Bu etki, iş gücü piyasasının sadece mevcut iş pozisyonları ve sayısına odaklanmak yerine işlerin niteliğine ve çalışma koşullarına nasıl bir değişiklik getirebileceği bağlamında da değerlendirilmelidir.

Örnek vermek gerekirse, yapay zekâ ve otomasyon verimliliği artırarak, iş süreçlerinden maksimum faydayı almayı sağlar. Otomatikleştirilmiş görevler sayesinde daha fazla iş daha az zamanda yapılabilir. Bu da üretkenliği ve işletmelerin rekabet gücünü artırmasını sağlar. Bununla birlikte, insanların daha önce mümkün olmayan problemleri çözmelerine ve yeni fikirler geliştirmelerine yardımcı olabilir. Ya da kişiselleştirilmiş hizmetler sunarak tüketici deneyimini iyileştirmek için kullanılabilir.

Tüm bunların yanında, 2017'de kaleme alınan "Harnessing Revolution: Creating the Future Workforce" yani “Devrimden Yararlanmak: Geleceğin İş Gücünü Yaratmak” adlı çalışma, çalışanların en üst düzey teknolojiden faydalanarak istihdam kaybı riski yerine iş gücünün niteliğini artıracağını göstermektedir. Araştırma sonuçlarına göre, çalışanlar sadece umutlu bir şekilde beklemekle kalmamakta, aynı zamanda otomasyonla başa çıkmak için eyleme geçmektedir. Böylece yeni beceriler kazanmak için çalışarak sürekli dinamik kalmaları gerekmektedir.

Bu bağlamda, dijital öğrenme sürecinin, iş hayatına sorunsuz bir şekilde entegre edilerek hızlandırılabileceğine dikkat çekebiliriz. İlgili araştırmaya göre, otomasyonun önümüzdeki beş yıl içinde iş deneyimlerini nasıl etkileyeceği konusunda zorluklar yerine daha fazla fırsat öngörenlerin sayısı %80. Bu hiç de az bir oran değil, öyle değil mi?

Sonuç olarak şunu söyleyebiliriz: Yapay zekâ ve otomasyon insanların yaşam kalitesini artırmak ve iş dünyasını daha sürdürülebilir hale getirmek için güçlü bir araçtır.

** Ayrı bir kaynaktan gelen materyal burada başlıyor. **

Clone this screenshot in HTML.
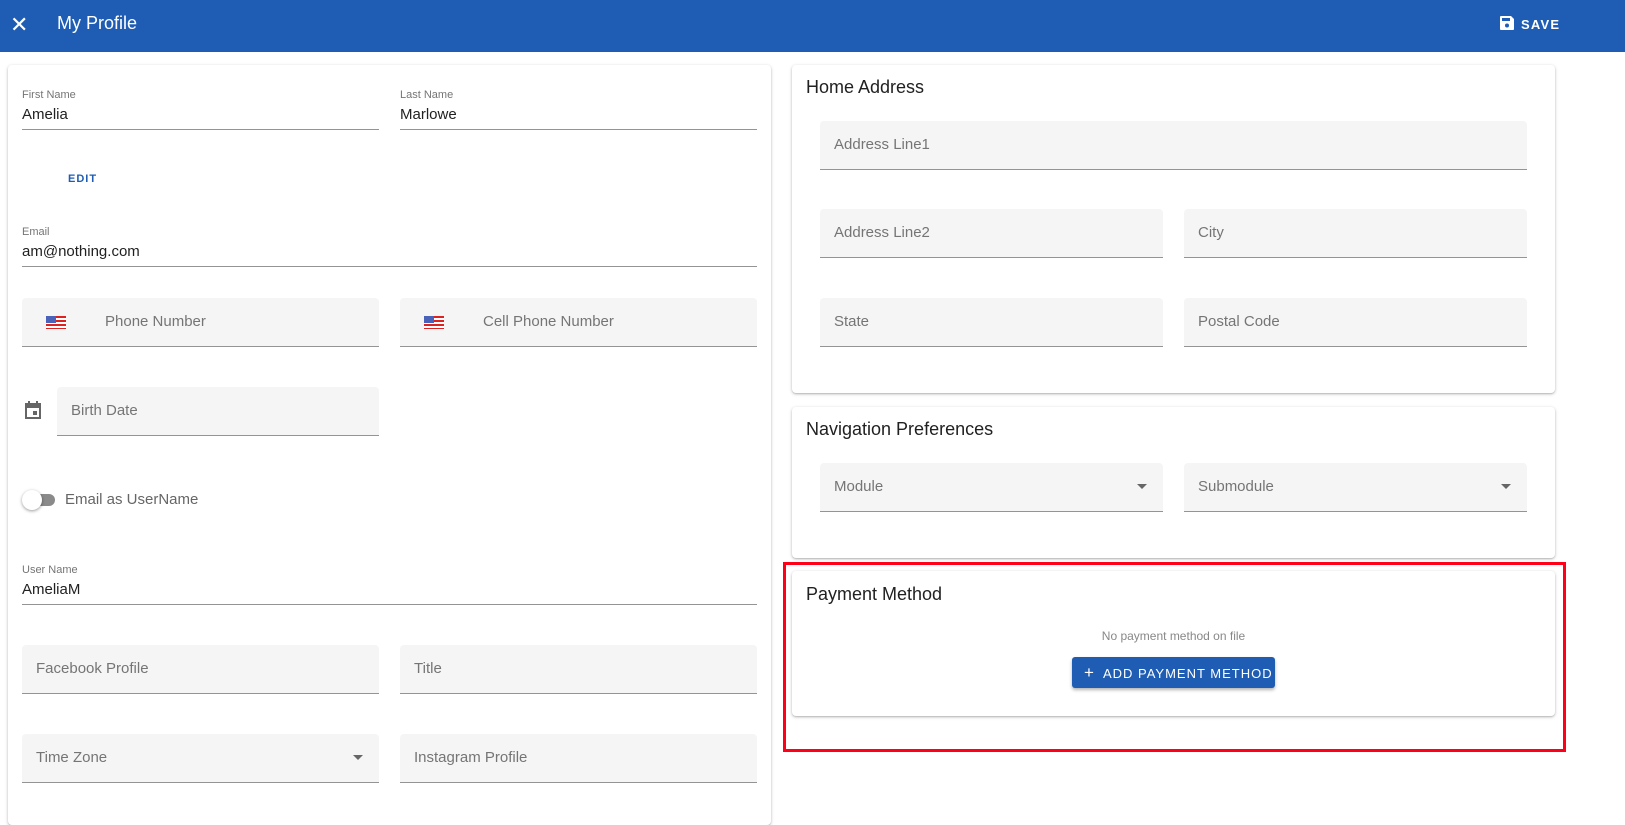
<!DOCTYPE html>
<html><head><style>
*{box-sizing:border-box;margin:0;padding:0}
body{width:1625px;height:808px;overflow:hidden;background:#fff;font-family:"Liberation Sans",sans-serif;position:relative;color:#212121}
.hdr{position:absolute;left:0;top:0;width:1625px;height:52px;background:#1e5db3;color:#fff}
.card{position:absolute;background:#fff;border-radius:4px;box-shadow:0 1px 3px rgba(0,0,0,.25),0 1px 1px rgba(0,0,0,.1)}
.f{position:absolute;background:#f5f5f5;border-radius:4px 4px 0 0;border-bottom:1px solid #949494;height:49px;font-size:15px;color:#757575;line-height:48px;padding-left:14px}
.s{position:absolute;border-bottom:1px solid #949494;height:57px}
.s .l{font-size:11px;color:#757575;margin-top:16px}
.s .v{font-size:15px;color:#212121;margin-top:5px}
.t{position:absolute;font-size:18px;color:#212121;font-weight:500}
.dd{position:absolute;right:16px;top:21px;width:0;height:0;border-left:5px solid transparent;border-right:5px solid transparent;border-top:5px solid #666}
.flag{position:absolute;left:24px;top:18px;width:20px;height:13px;background:repeating-linear-gradient(#d22 0 2px,#fff 2px 4px)}
.flag:after{content:"";position:absolute;left:0;top:0;width:10px;height:7px;background:#4a62b8}
</style></head><body>
<div class="hdr">
<div style="position:absolute;left:10px;top:12px;font-size:22px;">✕</div>
<div style="position:absolute;left:57px;top:13px;font-size:18px">My Profile</div>
<svg style="position:absolute;left:1500px;top:16px" width="14" height="14" viewBox="0 0 14 14"><path d="M0 1a1 1 0 0 1 1-1h10l3 3v10a1 1 0 0 1-1 1H1a1 1 0 0 1-1-1z" fill="#fff"/><rect x="2" y="2" width="8" height="3" fill="#1e5db3"/><circle cx="7" cy="9.5" r="2" fill="#1e5db3"/></svg>
<div style="position:absolute;left:1521px;top:17px;font-size:13px;font-weight:bold;letter-spacing:1.2px">SAVE</div>
</div>

<div class="card" style="left:8px;top:65px;width:763px;height:760px">
<div class="s" style="left:14px;top:8px;width:357px"><div class="l">First Name</div><div class="v">Amelia</div></div>
<div class="s" style="left:392px;top:8px;width:357px"><div class="l">Last Name</div><div class="v">Marlowe</div></div>
<div style="position:absolute;left:60px;top:108px;font-size:11px;font-weight:bold;color:#1e5db3;letter-spacing:1px">EDIT</div>
<div class="s" style="left:14px;top:145px;width:735px"><div class="l">Email</div><div class="v">am@nothing.com</div></div>
<div class="f" style="left:14px;top:233px;width:357px;padding-left:83px"><span class="flag"></span>Phone Number</div>
<div class="f" style="left:392px;top:233px;width:357px;padding-left:83px"><span class="flag"></span>Cell Phone Number</div>
<svg style="position:absolute;left:16px;top:336px" width="18" height="18" viewBox="0 0 18 18"><path d="M2 3h14v14H2z" fill="none" stroke="#666" stroke-width="2"/><rect x="2" y="3" width="14" height="4" fill="#666"/><rect x="4" y="0" width="2" height="4" fill="#666"/><rect x="12" y="0" width="2" height="4" fill="#666"/><rect x="9" y="10" width="4" height="4" fill="#666"/></svg>
<div class="f" style="left:49px;top:322px;width:322px">Birth Date</div>
<div style="position:absolute;left:17px;top:429px;width:30px;height:12px;border-radius:6px;background:#8a8a8a"></div>
<div style="position:absolute;left:14px;top:425px;width:20px;height:20px;border-radius:50%;background:#fff;box-shadow:0 1px 3px rgba(0,0,0,.4)"></div>
<div style="position:absolute;left:57px;top:426px;font-size:15px;color:#666">Email as UserName</div>
<div class="s" style="left:14px;top:483px;width:735px"><div class="l">User Name</div><div class="v">AmeliaM</div></div>
<div class="f" style="left:14px;top:580px;width:357px">Facebook Profile</div>
<div class="f" style="left:392px;top:580px;width:357px">Title</div>
<div class="f" style="left:14px;top:669px;width:357px">Time Zone<span class="dd"></span></div>
<div class="f" style="left:392px;top:669px;width:357px">Instagram Profile</div>
</div>

<div class="card" style="left:792px;top:65px;width:763px;height:328px">
<div class="t" style="left:14px;top:12px">Home Address</div>
<div class="f" style="left:28px;top:56px;width:707px">Address Line1</div>
<div class="f" style="left:28px;top:144px;width:343px">Address Line2</div>
<div class="f" style="left:392px;top:144px;width:343px">City</div>
<div class="f" style="left:28px;top:233px;width:343px">State</div>
<div class="f" style="left:392px;top:233px;width:343px">Postal Code</div>
</div>

<div class="card" style="left:792px;top:407px;width:763px;height:151px">
<div class="t" style="left:14px;top:12px">Navigation Preferences</div>
<div class="f" style="left:28px;top:56px;width:343px">Module<span class="dd"></span></div>
<div class="f" style="left:392px;top:56px;width:343px">Submodule<span class="dd"></span></div>
</div>

<div class="card" style="left:792px;top:571px;width:763px;height:145px">
<div class="t" style="left:14px;top:13px">Payment Method</div>
<div style="position:absolute;left:0;width:763px;top:58px;text-align:center;font-size:12px;color:#888">No payment method on file</div>
<div style="position:absolute;left:280px;top:86px;width:203px;height:31px;background:#1e5db3;border-radius:3px;box-shadow:0 2px 3px rgba(0,0,0,.3);color:#fff;font-size:13px;letter-spacing:1px;line-height:31px;padding-left:12px"><span style="font-size:17px;margin-right:8px">+</span>ADD PAYMENT METHOD</div>
</div>
<div style="position:absolute;left:783px;top:562px;width:783px;height:190px;border:3px solid #ff0018"></div>
</body></html>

Bu noktada önemli olan yapay zekâ teknolojisinden korkmak değil, aksine onu yönlendirerek ihtiyaç duyulan istihdam gücünü yaratmaktır.

Kısacası, her yeni dönemin yeni endüstrilere, yeni keşiflere ve yeni başlangıçlara gebe kaldığını düşünürsek yapay zekâ döneminin gelişinin istihdam üzerinde yaratacağı etkinin de yeni fırsatlar getireceği konusunda hemfikir olabiliriz.